### Records supplied
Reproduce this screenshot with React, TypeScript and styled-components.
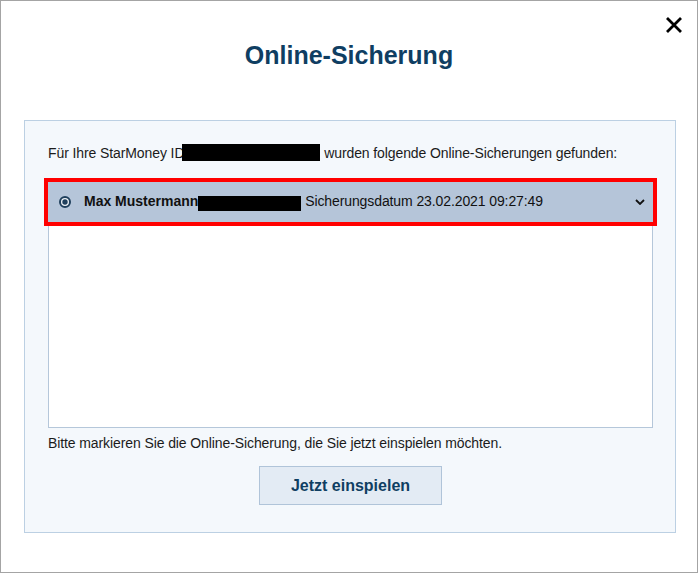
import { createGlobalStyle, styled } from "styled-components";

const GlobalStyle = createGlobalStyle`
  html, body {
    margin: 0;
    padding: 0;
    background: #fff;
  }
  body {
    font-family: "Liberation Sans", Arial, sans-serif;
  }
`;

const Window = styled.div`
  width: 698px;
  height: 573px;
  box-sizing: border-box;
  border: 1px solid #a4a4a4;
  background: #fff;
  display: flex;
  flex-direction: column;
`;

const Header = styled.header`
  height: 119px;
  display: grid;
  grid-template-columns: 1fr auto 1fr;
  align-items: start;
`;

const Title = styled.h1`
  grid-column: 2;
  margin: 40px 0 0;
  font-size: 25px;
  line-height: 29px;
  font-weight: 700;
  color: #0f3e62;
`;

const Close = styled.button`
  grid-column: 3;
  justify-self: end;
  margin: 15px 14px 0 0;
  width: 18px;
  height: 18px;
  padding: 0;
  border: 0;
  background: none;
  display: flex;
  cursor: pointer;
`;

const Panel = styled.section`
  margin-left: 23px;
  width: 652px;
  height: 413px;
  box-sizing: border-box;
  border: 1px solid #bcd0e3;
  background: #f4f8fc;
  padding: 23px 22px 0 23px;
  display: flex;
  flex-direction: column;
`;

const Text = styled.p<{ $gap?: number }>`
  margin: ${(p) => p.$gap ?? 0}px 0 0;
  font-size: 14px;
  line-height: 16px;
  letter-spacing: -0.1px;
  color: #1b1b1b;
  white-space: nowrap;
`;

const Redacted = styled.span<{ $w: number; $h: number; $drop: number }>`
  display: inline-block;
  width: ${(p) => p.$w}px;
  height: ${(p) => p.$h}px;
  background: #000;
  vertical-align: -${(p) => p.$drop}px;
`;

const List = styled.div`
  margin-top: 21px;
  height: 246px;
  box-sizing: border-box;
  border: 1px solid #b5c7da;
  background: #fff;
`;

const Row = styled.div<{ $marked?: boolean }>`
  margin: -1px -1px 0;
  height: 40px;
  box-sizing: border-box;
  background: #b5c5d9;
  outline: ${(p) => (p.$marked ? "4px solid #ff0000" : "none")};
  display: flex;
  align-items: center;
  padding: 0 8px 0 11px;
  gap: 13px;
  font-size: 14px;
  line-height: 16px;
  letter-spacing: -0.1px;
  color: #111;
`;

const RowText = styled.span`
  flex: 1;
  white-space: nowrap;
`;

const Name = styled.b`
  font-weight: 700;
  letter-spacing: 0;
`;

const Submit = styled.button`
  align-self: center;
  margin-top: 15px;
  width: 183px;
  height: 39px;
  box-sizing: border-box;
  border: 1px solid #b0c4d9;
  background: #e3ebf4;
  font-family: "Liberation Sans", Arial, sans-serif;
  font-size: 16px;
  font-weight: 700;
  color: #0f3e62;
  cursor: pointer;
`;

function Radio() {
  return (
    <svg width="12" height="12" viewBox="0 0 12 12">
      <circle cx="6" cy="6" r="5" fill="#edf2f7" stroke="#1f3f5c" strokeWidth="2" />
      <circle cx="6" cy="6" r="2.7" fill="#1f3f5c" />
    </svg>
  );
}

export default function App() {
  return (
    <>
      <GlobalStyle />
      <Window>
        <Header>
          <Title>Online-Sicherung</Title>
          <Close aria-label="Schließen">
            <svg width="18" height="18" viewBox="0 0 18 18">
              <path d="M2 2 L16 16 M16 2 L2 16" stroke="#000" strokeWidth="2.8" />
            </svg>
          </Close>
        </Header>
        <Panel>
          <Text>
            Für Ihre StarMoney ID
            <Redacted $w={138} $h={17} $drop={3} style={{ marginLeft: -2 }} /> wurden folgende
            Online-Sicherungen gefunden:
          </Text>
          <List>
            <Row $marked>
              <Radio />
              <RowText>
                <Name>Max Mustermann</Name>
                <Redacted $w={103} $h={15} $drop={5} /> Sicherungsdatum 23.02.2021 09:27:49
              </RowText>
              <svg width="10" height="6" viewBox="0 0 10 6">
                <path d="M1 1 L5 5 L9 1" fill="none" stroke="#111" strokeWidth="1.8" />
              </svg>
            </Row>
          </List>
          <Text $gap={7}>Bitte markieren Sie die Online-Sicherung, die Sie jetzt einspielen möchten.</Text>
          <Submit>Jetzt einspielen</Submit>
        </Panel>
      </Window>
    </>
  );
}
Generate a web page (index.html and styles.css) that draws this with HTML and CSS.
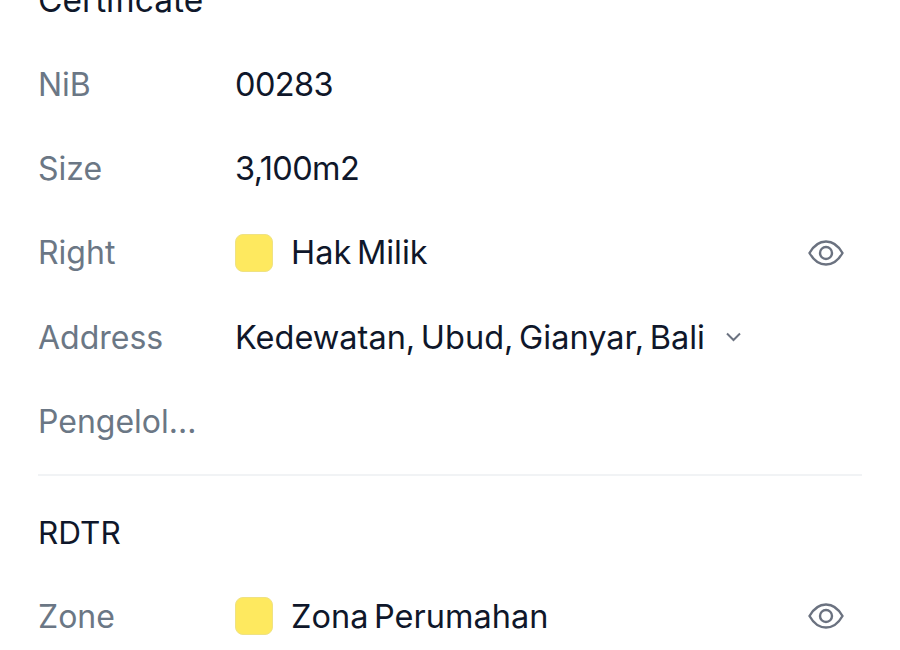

### The request
Images in the records should not be copied. Repeat all the rest exactly.

### Answer to the exercise
Reproduce this screenshot with React, TypeScript and styled-components.
import { createGlobalStyle, styled } from "styled-components";

const GlobalStyle = createGlobalStyle`
  html, body {
    margin: 0;
    padding: 0;
    background: #fff;
  }
  body {
    font-family: "Liberation Sans", Arial, sans-serif;
  }
`;

const Window = styled.div`
  width: 698px;
  height: 573px;
  box-sizing: border-box;
  border: 1px solid #a4a4a4;
  background: #fff;
  display: flex;
  flex-direction: column;
`;

const Header = styled.header`
  height: 119px;
  display: grid;
  grid-template-columns: 1fr auto 1fr;
  align-items: start;
`;

const Title = styled.h1`
  grid-column: 2;
  margin: 40px 0 0;
  font-size: 25px;
  line-height: 29px;
  font-weight: 700;
  color: #0f3e62;
`;

const Close = styled.button`
  grid-column: 3;
  justify-self: end;
  margin: 15px 14px 0 0;
  width: 18px;
  height: 18px;
  padding: 0;
  border: 0;
  background: none;
  display: flex;
  cursor: pointer;
`;

const Panel = styled.section`
  margin-left: 23px;
  width: 652px;
  height: 413px;
  box-sizing: border-box;
  border: 1px solid #bcd0e3;
  background: #f4f8fc;
  padding: 23px 22px 0 23px;
  display: flex;
  flex-direction: column;
`;

const Text = styled.p<{ $gap?: number }>`
  margin: ${(p) => p.$gap ?? 0}px 0 0;
  font-size: 14px;
  line-height: 16px;
  letter-spacing: -0.1px;
  color: #1b1b1b;
  white-space: nowrap;
`;

const Redacted = styled.span<{ $w: number; $h: number; $drop: number }>`
  display: inline-block;
  width: ${(p) => p.$w}px;
  height: ${(p) => p.$h}px;
  background: #000;
  vertical-align: -${(p) => p.$drop}px;
`;

const List = styled.div`
  margin-top: 21px;
  height: 246px;
  box-sizing: border-box;
  border: 1px solid #b5c7da;
  background: #fff;
`;

const Row = styled.div<{ $marked?: boolean }>`
  margin: -1px -1px 0;
  height: 40px;
  box-sizing: border-box;
  background: #b5c5d9;
  outline: ${(p) => (p.$marked ? "4px solid #ff0000" : "none")};
  display: flex;
  align-items: center;
  padding: 0 8px 0 11px;
  gap: 13px;
  font-size: 14px;
  line-height: 16px;
  letter-spacing: -0.1px;
  color: #111;
`;

const RowText = styled.span`
  flex: 1;
  white-space: nowrap;
`;

const Name = styled.b`
  font-weight: 700;
  letter-spacing: 0;
`;

const Submit = styled.button`
  align-self: center;
  margin-top: 15px;
  width: 183px;
  height: 39px;
  box-sizing: border-box;
  border: 1px solid #b0c4d9;
  background: #e3ebf4;
  font-family: "Liberation Sans", Arial, sans-serif;
  font-size: 16px;
  font-weight: 700;
  color: #0f3e62;
  cursor: pointer;
`;

function Radio() {
  return (
    <svg width="12" height="12" viewBox="0 0 12 12">
      <circle cx="6" cy="6" r="5" fill="#edf2f7" stroke="#1f3f5c" strokeWidth="2" />
      <circle cx="6" cy="6" r="2.7" fill="#1f3f5c" />
    </svg>
  );
}

export default function App() {
  return (
    <>
      <GlobalStyle />
      <Window>
        <Header>
          <Title>Online-Sicherung</Title>
          <Close aria-label="Schließen">
            <svg width="18" height="18" viewBox="0 0 18 18">
              <path d="M2 2 L16 16 M16 2 L2 16" stroke="#000" strokeWidth="2.8" />
            </svg>
          </Close>
        </Header>
        <Panel>
          <Text>
            Für Ihre StarMoney ID
            <Redacted $w={138} $h={17} $drop={3} style={{ marginLeft: -2 }} /> wurden folgende
            Online-Sicherungen gefunden:
          </Text>
          <List>
            <Row $marked>
              <Radio />
              <RowText>
                <Name>Max Mustermann</Name>
                <Redacted $w={103} $h={15} $drop={5} /> Sicherungsdatum 23.02.2021 09:27:49
              </RowText>
              <svg width="10" height="6" viewBox="0 0 10 6">
                <path d="M1 1 L5 5 L9 1" fill="none" stroke="#111" strokeWidth="1.8" />
              </svg>
            </Row>
          </List>
          <Text $gap={7}>Bitte markieren Sie die Online-Sicherung, die Sie jetzt einspielen möchten.</Text>
          <Submit>Jetzt einspielen</Submit>
        </Panel>
      </Window>
    </>
  );
}
Generate a web page (index.html and styles.css) that draws this with HTML and CSS.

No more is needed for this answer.